Dalle carte dell'inchiesta emerge il sistema con cui Buzzi e Carminati garantivano contratti nelle coop ai consiglieri di diverse circoscrizioni, che percepivano in pratica un doppio stipendio: quello garantito dal sodalizio e il gettone di presenza previsto dal Comune per partecipare alle sedute consiliari, pagato con le tasse dei cittadini
La cupola non esercitava il proprio potere soltanto sul Palazzo Senatorio. La piovra di Mafia Capitale allungava i propri tentacoli, in maniera capillare, fin dentro i municipi di Roma, riuscendo a creare una rete fidata di consiglieri in cambio di posti di lavoro.

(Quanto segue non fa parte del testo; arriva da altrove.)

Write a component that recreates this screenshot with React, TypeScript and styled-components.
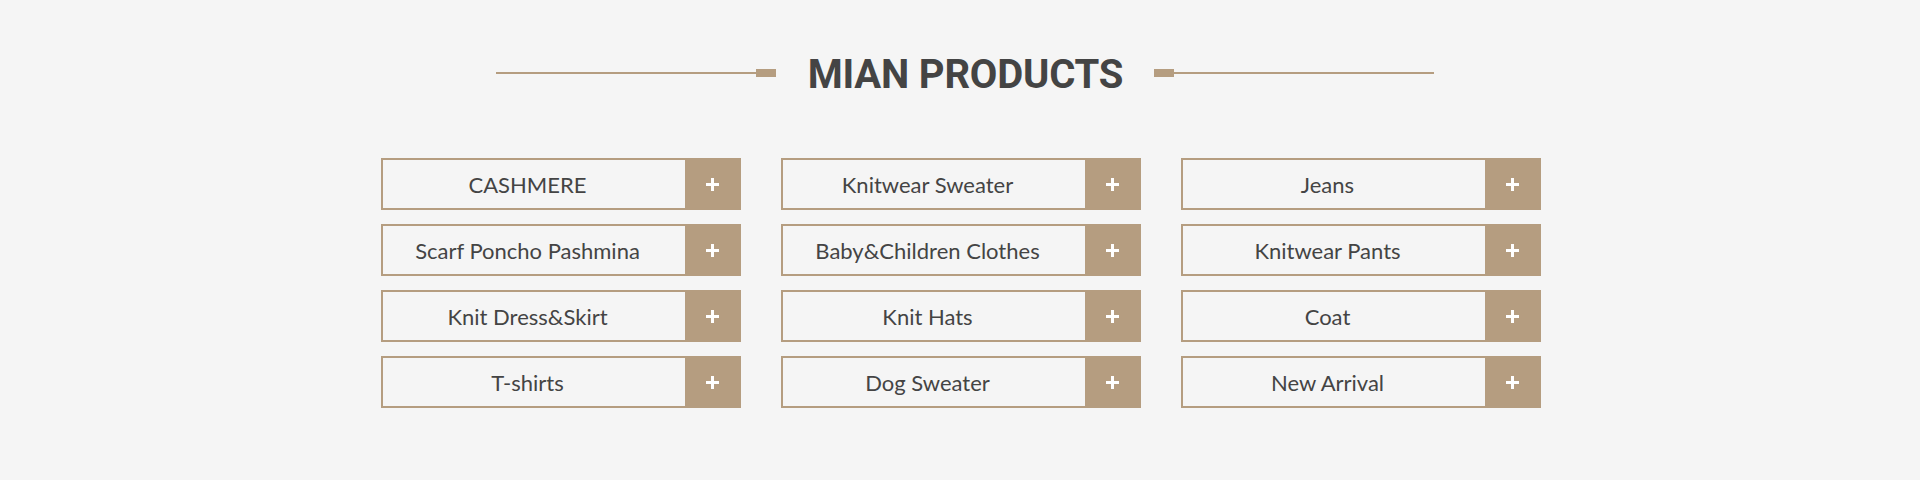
import styled, { createGlobalStyle } from "styled-components";

const GlobalStyle = createGlobalStyle`
    html, body {
        margin: 0;
        padding: 0;
        background: #f5f5f5;
    }
    body {
        font-family: "Lato", "Liberation Sans", sans-serif;
    }
`;

const Section = styled.section`
    width: 1920px;
    height: 480px;
    background: #f5f5f5;
    padding-top: 50px;
    box-sizing: border-box;
`;

const TitleRow = styled.div`
    display: flex;
    align-items: center;
    justify-content: center;
    height: 46px;
    padding-left: 10px;
`;

const Line = styled.span`
    width: 260px;
    height: 2px;
    background: #b59d80;
`;

const Square = styled.span`
    width: 20px;
    height: 8px;
    background: #b59d80;
`;

const Title = styled.h2`
    margin: 0 31px 0 32px;
    padding-top: 3px;
    font-family: "Roboto", "Liberation Sans", sans-serif;
    font-weight: 700;
    font-size: 40px;
    line-height: 46px;
    color: #444;
    letter-spacing: -0.2px;
`;

const Grid = styled.div`
    display: grid;
    grid-template-columns: repeat(3, 360px);
    column-gap: 40px;
    row-gap: 14px;
    width: 1160px;
    margin: 62px auto 0;
    padding-left: 1px;
`;

const Item = styled.a`
    display: flex;
    height: 52px;
    box-sizing: border-box;
    border: 2px solid #b59d80;
    text-decoration: none;
    cursor: pointer;
`;

const Label = styled.span`
    flex: 1;
    display: flex;
    align-items: center;
    justify-content: center;
    padding-right: 12px;
    padding-top: 1px;
    font-size: 22px;
    color: #444;
`;

const Plus = styled.span`
    width: 54px;
    display: flex;
    align-items: center;
    justify-content: center;
    background: #b59d80;
    padding-left: 2px;
    box-sizing: border-box;
`;

const items = [
    "CASHMERE",
    "Knitwear Sweater",
    "Jeans",
    "Scarf Poncho Pashmina",
    "Baby&Children Clothes",
    "Knitwear Pants",
    "Knit Dress&Skirt",
    "Knit Hats",
    "Coat",
    "T-shirts",
    "Dog Sweater",
    "New Arrival",
];

function PlusIcon() {
    return (
        <svg width="13" height="13" viewBox="0 0 13 13">
            <rect x="0" y="5" width="13" height="3" fill="#fff" />
            <rect x="5" y="0" width="3" height="13" fill="#fff" />
        </svg>
    );
}

function App() {
    return (
        <>
            <GlobalStyle />
            <Section>
                <TitleRow>
                    <Line />
                    <Square />
                    <Title>MIAN PRODUCTS</Title>
                    <Square />
                    <Line />
                </TitleRow>
                <Grid>
                    {items.map((name) => (
                        <Item key={name}>
                            <Label>{name}</Label>
                            <Plus>
                                <PlusIcon />
                            </Plus>
                        </Item>
                    ))}
                </Grid>
            </Section>
        </>
    );
}

export default App;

E’ lo scenario che emerge dalle perquisizioni effettuate il 2 dicembre nella sede della cooperativa 29 giugno, in via Pomona, a Roma. Dove, tra le carte sequestrate, emergono nomi e cifre. Erano le assunzioni, scrivono gli inquirenti, “richieste da Luca Gramazio (capogruppo Pdl in Campidoglio, ndr) e Giovanni Quarzo (presidente della Commissione Trasparenza, ndr)”.
Consiglieri e politici fidati, al soldo dell’organizzazione. A ognuna, scrive Tl Messaggero, un contratto di un anno in una delle cooperative controllate da Salvatore Buzzi, per un totale di 247 mila euro l’anno. Uno stipendio da 839 euro ad Alessia Petrucci (Consigliere a Valmontone), e Stefano Aloisi (eletto in Campidoglio), 1775 euro a Cristiano Rasi (X municipio), per Andrea Volpi, consigliere, ci sono 1.578 euro dalla Cosma, mentre ad Antonio Aumenta (XII municipio), Andrea Liburdi (II municipio) e Alessandro Petrini (eletto a Tivoli) un contratto da 1.250 euro a testa. Poco più di mille euro al mese andavano a Matteo Guidoni (candidato non eletto), Paolo Rendina (presidente di FI alla Magliana), Paride Alampi (XVI municipio) ed Emanuele Cagiola (capo della commissione Bilancio a Ladispoli).
Qual è la ratio seguita dall’organizzazione? Lo spiega Fabrizio Testa, testa di ponte tra Carminati e la politica, in un dialogo con Buzzi e Massimo Carminati: le assunzioni servono a Gramazio, che “deve sistemare tutto il Consiglio Municipio, tutti i suoi Consiglieri perché lui giustamente, dice ‘io tra un anno vado a votare con le preferenze. (…) Se c’ho tutti a… me lavorano più sereni.. allora che cosa voglio fare io..mi metto questi qua e gli do lo stipendio’…”. In modo che quando serve si mettano a disposizione.
Uno stipendio che si somma alla remunerazione garantita dal Comune. Le legge consente, infatti, ai consiglieri di assentarsi dal lavoro per l’intera giornata quando devono partecipare ad un’assemblea comunale, l’azienda paga loro lo stipendio intero e il Comune rimborsa all’azienda le ore perse. Non solo: quando partecipano alle attività del consiglio, gli eletti percepiscono un gettone di presenza: a Roma 129 euro lordi a seduta e il tetto mensile è di 2.440 euro. In pratica, i consiglieri comprati da Buzzi e Carminati ricevono un doppio stipendio: dalle coop e dal Comune di Roma. Ovvero dalle tasse dei cittadini.
Il sistema è utile, ma costa. Il 12 novembre 2014 Carminati, Buzzi, Testa e il ragioniere Paolo Di Ninno si vedono per parlarne. Il problema principale è che “prima che arrivi il rimborso (del Comune, ndr) ci vuole un sacco di tempo”, spiega Buzzi.